Los profetas no son títeres inanimados en las manos de Dios, sino hombres poseídos por el Espíritu que han madurado a través de una experiencia espiritual excepcional, llamados a hablar a su pueblo en nombre de Yavé y que conservan en su predicación las riquezas y limitaciones de una época determinada, de un medio y de una historia personal que hizo de cada uno de ellos un ser bien caracterizado e individualizado, un ser único.

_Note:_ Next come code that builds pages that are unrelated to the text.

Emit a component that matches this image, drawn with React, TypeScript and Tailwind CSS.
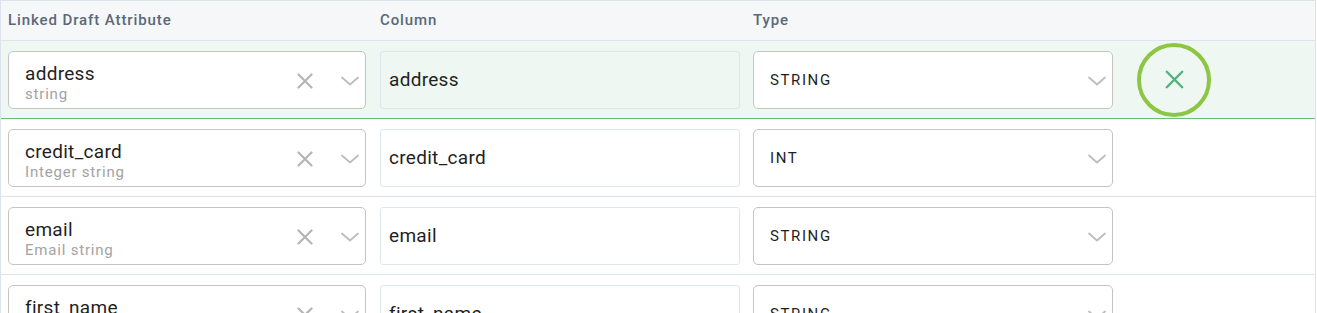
import React from "react";

const Chevron = ({ className = "" }: { className?: string }) => (
  <svg width="18" height="10" viewBox="0 0 18 10" className={className} fill="none">
    <path d="M1 1.5 L9 8.5 L17 1.5" stroke="#bdbdbd" strokeWidth="1.8" strokeLinecap="round" strokeLinejoin="round" />
  </svg>
);

const Cross = ({ color = "#b5b5b5", size = 16, sw = 2.2 }: { color?: string; size?: number; sw?: number }) => (
  <svg width={size} height={size} viewBox="0 0 16 16" fill="none">
    <path d="M1.5 1.5 L14.5 14.5 M14.5 1.5 L1.5 14.5" stroke={color} strokeWidth={sw} strokeLinecap="round" />
  </svg>
);

type Row = { name: string; sub: string; col: string; type: string };

const rows: Row[] = [
  { name: "address", sub: "string", col: "address", type: "STRING" },
  { name: "credit_card", sub: "Integer string", col: "credit_card", type: "INT" },
  { name: "email", sub: "Email string", col: "email", type: "STRING" },
  { name: "first_name", sub: "string", col: "first_name", type: "STRING" },
];

export default function App() {
  return (
    <div className="w-[1317px] h-[313px] overflow-hidden bg-white" style={{ fontFamily: "Roboto, 'Liberation Sans', sans-serif" }}>
      <div className="w-[1316px] border-t border-l border-r border-[#dde3ec]">
        <div className="grid grid-cols-[372px_373px_373px_1fr] h-[40px] bg-[#f5f7f9] border-b border-[#dde3ec] items-center text-[15px] tracking-[0.9px] font-medium text-[#5c6878]">
          <div className="pl-[7px]">Linked Draft Attribute</div>
          <div className="pl-[7px]">Column</div>
          <div className="pl-[7px]">Type</div>
          <div />
        </div>
        {rows.map((r, i) => {
          const active = i === 0;
          return (
            <div
              key={r.name}
              className={
                "grid grid-cols-[372px_373px_373px_1fr] h-[78px] items-start border-b " +
                (active ? "bg-[#eef7f1] border-[#6cbb7c]" : "bg-white border-[#dde3ec]")
              }
            >
              <div className="pl-[7px] pt-[10px]">
                <div className="w-[358px] h-[58px] rounded-[5px] border border-[#c4c4c4] bg-white flex items-center pl-[16px] pr-[6px]">
                  <div className="flex-1 flex flex-col pt-[5px]">
                    <span className="text-[19px] tracking-[0.3px] text-[#1f1f1f] leading-[22px]">{r.name}</span>
                    <span className="text-[15px] text-[#a3a3a3] tracking-[0.8px] leading-[18px]">{r.sub}</span>
                  </div>
                  <div className="flex items-center gap-[28px] pt-[1px]">
                    <Cross size={16} />
                    <Chevron />
                  </div>
                </div>
              </div>
              <div className="pl-[7px] pt-[10px]">
                <div
                  className={
                    "w-[360px] h-[58px] rounded-[3px] border border-[#dfe5ec] flex items-center pl-[8px] text-[19px] tracking-[0.3px] text-[#1f1f1f] " +
                    (active ? "bg-[#eef7f1]" : "bg-white")
                  }
                >
                  {r.col}
                </div>
              </div>
              <div className="pl-[7px] pt-[10px]">
                <div className="w-[360px] h-[58px] rounded-[5px] border border-[#c4c4c4] bg-white flex items-center pl-[16px] pr-[6px]">
                  <span className="flex-1 text-[15px] text-[#1f1f1f] tracking-[1.6px]">{r.type}</span>
                  <Chevron className="mt-[2px]" />
                </div>
              </div>
              <div className="h-full flex items-center pl-[18px]">
                {active && (
                  <div className="w-[74px] h-[74px] rounded-full border-[4px] border-[#8dc641] flex items-center justify-center">
                    <Cross color="#4db37a" size={19} sw={2} />
                  </div>
                )}
              </div>
            </div>
          );
        })}
      </div>
    </div>
  );
}
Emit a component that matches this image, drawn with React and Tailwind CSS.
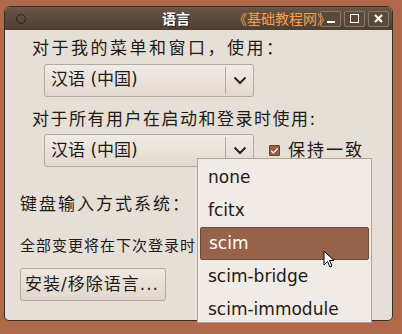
import { Check } from "lucide-react";

const font = { fontFamily: '"DejaVu Sans", "Noto Sans CJK SC", sans-serif' };

const Combo = ({ value }) => (
  <div className="flex h-[33px] w-[210px] items-stretch rounded-[3px] border border-[#b3a99f] bg-gradient-to-b from-[#f0ebe6] to-[#e2d9d0]">
    <div className="flex flex-1 items-center pl-[6px] text-[17px] text-[#1e1a16]">{value}</div>
    <div className="my-[2px] w-px bg-[#b3a99f]" />
    <div className="flex w-[27px] items-center justify-center">
      <svg width="14" height="9" viewBox="0 0 14 9">
        <path d="M1.5 1.5 L7 7 L12.5 1.5" fill="none" stroke="#2a241f" strokeWidth="2" />
      </svg>
    </div>
  </div>
);

const menuItems = ["none", "fcitx", "scim", "scim-bridge", "scim-immodule"];

export default function App() {
  return (
    <div className="relative h-[334px] w-[402px] overflow-hidden bg-[#b0694a]" style={font}>
      {/* window */}
      <div className="absolute left-[4px] top-[6px] flex h-[315px] w-[389px] flex-col overflow-hidden rounded-t-[6px] rounded-b-[5px] border border-[#3a2e26] bg-[#e6dfd8]">
        {/* title bar */}
        <div className="relative flex h-[23px] shrink-0 items-center bg-gradient-to-b from-[#6a5546] to-[#4e3e33]">
          <div className="ml-[11px] h-[10px] w-[10px] rounded-full border border-[#2e241e]" />
          <div className="absolute left-[157px] top-[2px] text-[14px] font-bold text-white [text-shadow:1px_1px_0_#222]">语言</div>
          <div className="absolute left-[228px] top-[2px] text-[14px] text-[#f0a050]">《基础教程网》</div>
          <div className="ml-auto mr-[3px] flex gap-[3px]">
            <div className="flex h-[16px] w-[21px] items-center justify-center rounded-[2px] border border-[#8a7868] bg-[#5a4839]">
              <div className="mt-[6px] h-[2px] w-[8px] bg-white" />
            </div>
            <div className="flex h-[16px] w-[21px] items-center justify-center rounded-[2px] border border-[#8a7868] bg-[#5a4839]">
              <div className="h-[9px] w-[9px] border-[1.5px] border-white" />
            </div>
            <div className="flex h-[16px] w-[21px] items-center justify-center rounded-[2px] border border-[#8a7868] bg-[#5a4839]">
              <svg width="9" height="9" viewBox="0 0 9 9">
                <path d="M1 1 L8 8 M8 1 L1 8" stroke="white" strokeWidth="2.2" />
              </svg>
            </div>
          </div>
        </div>

        {/* body */}
        <div className="flex flex-col pl-[15px] pt-[6px] text-[#1e1a16]">
          <div className="ml-[12px] text-[17px] tracking-[2.5px]">对于我的菜单和窗口，使用：</div>
          <div className="ml-[24px] mt-[2px]">
            <Combo value="汉语 (中国)" />
          </div>
          <div className="ml-[12px] mt-[10px] text-[17px] tracking-[1.5px]">对于所有用户在启动和登录时使用:</div>
          <div className="ml-[24px] mt-[2px] flex items-center gap-[15px]">
            <Combo value="汉语 (中国)" />
            <div className="flex items-center gap-[8px]">
              <div className="flex h-[11px] w-[11px] items-center justify-center rounded-[1px] border border-[#6a4030] bg-[#9a5f45]">
                <Check size={10} strokeWidth={3} color="white" />
              </div>
              <span className="text-[17px] tracking-[2px]">保持一致</span>
            </div>
          </div>
          <div className="mt-[25px] text-[17px] tracking-[2px]">键盘输入方式系统：</div>
          <div className="mt-[17px] text-[15px] tracking-[1px]">全部变更将在下次登录时</div>
          <div className="mt-[11px] flex h-[33px] w-[146px] items-center rounded-[3px] border border-[#b3a99f] bg-gradient-to-b from-[#eee8e2] to-[#e0d7ce] pl-[4px] text-[17px] tracking-[1px]">
            安装/移除语言...
          </div>
        </div>
      </div>

      {/* dropdown menu */}
      <div className="absolute left-[197px] top-[158px] flex h-[165px] w-[175px] flex-col overflow-hidden border border-[#b3a393] bg-[#f0ebe6] px-[2px] pt-[2px] text-[17px] text-[#1e1a16]">
        {menuItems.map((item) => (
          <div
            key={item}
            className={`flex h-[33px] shrink-0 items-center rounded-[2px] pl-[8px] ${
              item === "scim" ? "border border-[#6e4a36] bg-[#97624a] text-white" : ""
            }`}
          >
            {item}
          </div>
        ))}
      </div>

      {/* cursor */}
      <svg className="absolute left-[323px] top-[250px]" width="12" height="18" viewBox="0 0 12 18">
        <path d="M1 1 L1 15 L4.5 11.5 L7 17 L9 16 L6.5 10.5 L11 10.5 Z" fill="white" stroke="black" strokeWidth="1" />
      </svg>
    </div>
  );
}
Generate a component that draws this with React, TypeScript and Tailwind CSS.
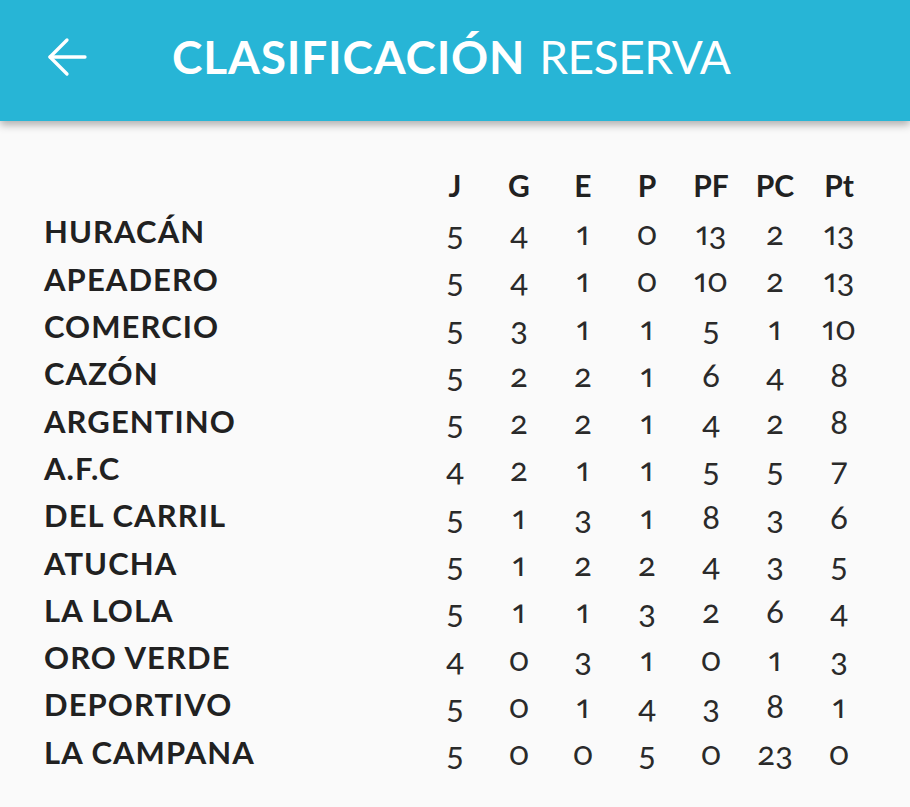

Una visión profética de la Historia
Los profetas acompañan a Israel a lo largo de todo su andar, porque Israel tiene un camino que recorrer. En la fe de Israel la Historia no se arrastra en el ciclo infernal de un eterno empezar de nuevo, tal como lo veían los paganos. El Pueblo de Dios sabe que el hombre ha salido de Dios y que vuelve a Dios. Su historia no es ciertamente un camino rectilíneo, sino que está sembrada de debilidades, fracasos y pruebas, y también de tiempos de prosperidad, de alegrías y luces; pero para el hombre de fe una cosa es cierta: el camino está siempre abierto, abierto al amor y a la misericordia de Dios, reordenado por el poder de su Salvación y que al final desemboca en una comunión eterna con él. Es desde esta perspectiva que debemos leer y releer todos los textos de los profetas, a través de los cuales «ha hablado el Espíritu Santo», tal como nos lo dice el Credo. Reproches y amenazas, palabras de esperanza y de restauración, todo ello manifiesta el amor del Padre que prepara, corrige y moldea a su pueblo, para que sea capaz así de acoger en su Hijo la plenitud de la Luz y de la Salvación (cf Heb 1, 1-2).
No hay, pues, que extrañarse de que gran parte de la historia de Israel haya sido escrita en torno a los profetas. Para ellos no se trataba de relatar una crónica de los hechos pasados, sino de interpretarlos para descubrir en ellos el modo de actuar de Dios y los cambios por los que fue pasando su Alianza.